Kansas: Anti-Evolution Guidelines Repealed
ARTICLE: Kansas: Anti-Evolution Guidelines Repealed
SOURCE: Associated Press
COMMENTARY: Allen MacNeill
First, the news item, followed by a few brief comments:
ASSOCIATED PRESS (Published: February 14, 2007): The State Board of Education repealed science guidelines questioning evolution, putting into effect new ones that reflect mainstream scientific views. The move was a political defeat for advocates of “intelligent design” who had helped write the standards being repealed. The intelligent design concept holds that life is so complex that it must have been created by a higher power. The board removed language suggesting that basic evolutionary concepts were controversial and being challenged by new research. It also approved a new definition of science, limiting it to the search for natural explanations of what is observed in the universe. The state has had five sets of science standards in eight years, each affected by the seesawing fortunes of socially conservative Republicans and a coalition of Democrats and moderate Republicans.
COMMENTARY:
This was inevitable, given the outcome of last year's state board of education elections, but it's still nice to know that the newly elected board of education candidates followed through on their campaign promises. An interesting sidelight to this story comes from an email I received late last week. The email came from Rob Crowther of the Discovery Institute, home church of the "intelligent design movement" (yes, I'm on their mailing list; it's always good to know what the other side is doing). In the email, Crowther railed against the new Kansas science standards, but the interesting thing is that he railed specifically against the removal of an item about the abuse of science (the rise and fall of eugenics in the 20th century and the Tuskegee syphilis study were the main examples).
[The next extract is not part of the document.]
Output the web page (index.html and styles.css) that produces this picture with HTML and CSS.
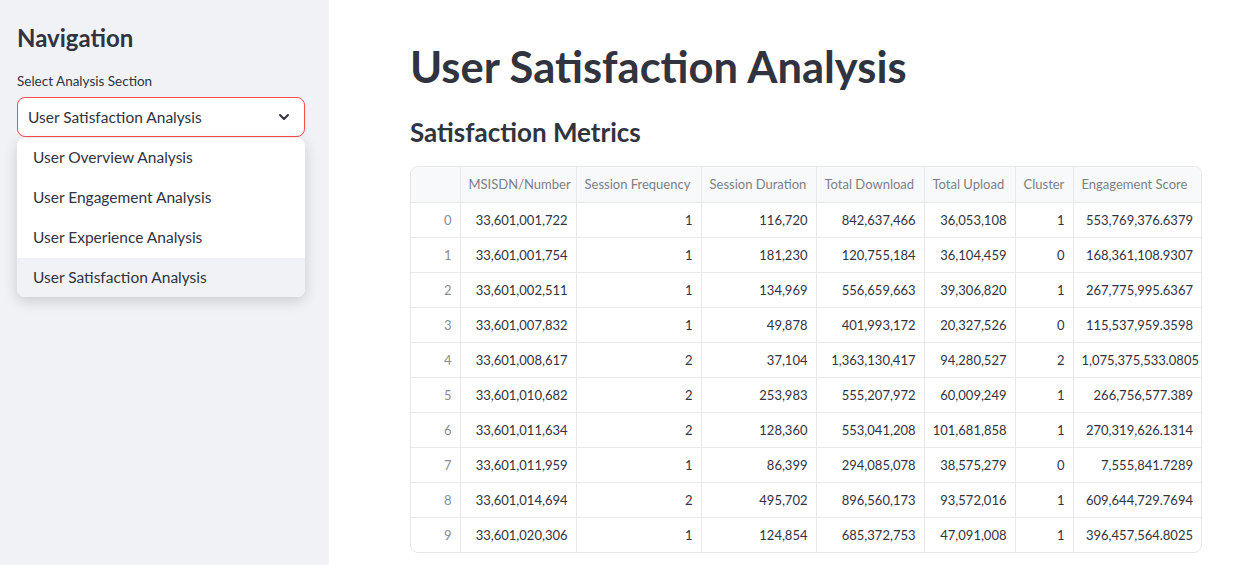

The email encouraged me to send an email to the board of education protesting the new standards because they included this change. Interestingly, there was no mention at all in the email of the fact that almost all of the proposed changes are to the parts of the old standards dealing with evolution and "intelligent design." Hmm...it appears that deliberate prevarication is part and parcel of the Discovery Institute's modus operandi. Crowther is a master propagandist, and his work in this case would have made Goebbels proud...
--Allen
Labels: creationism, education, evolution, intelligent design, Kansas, science guidelines
1 Comments:
Of course, given the volatile nature of Kansas politics it is quite possible the conservatives will manage to get control of the BOE in the next election cycle.
Just curious if you have read Ed Humes' book Monkey Girl about the Dover case and what you thought about it.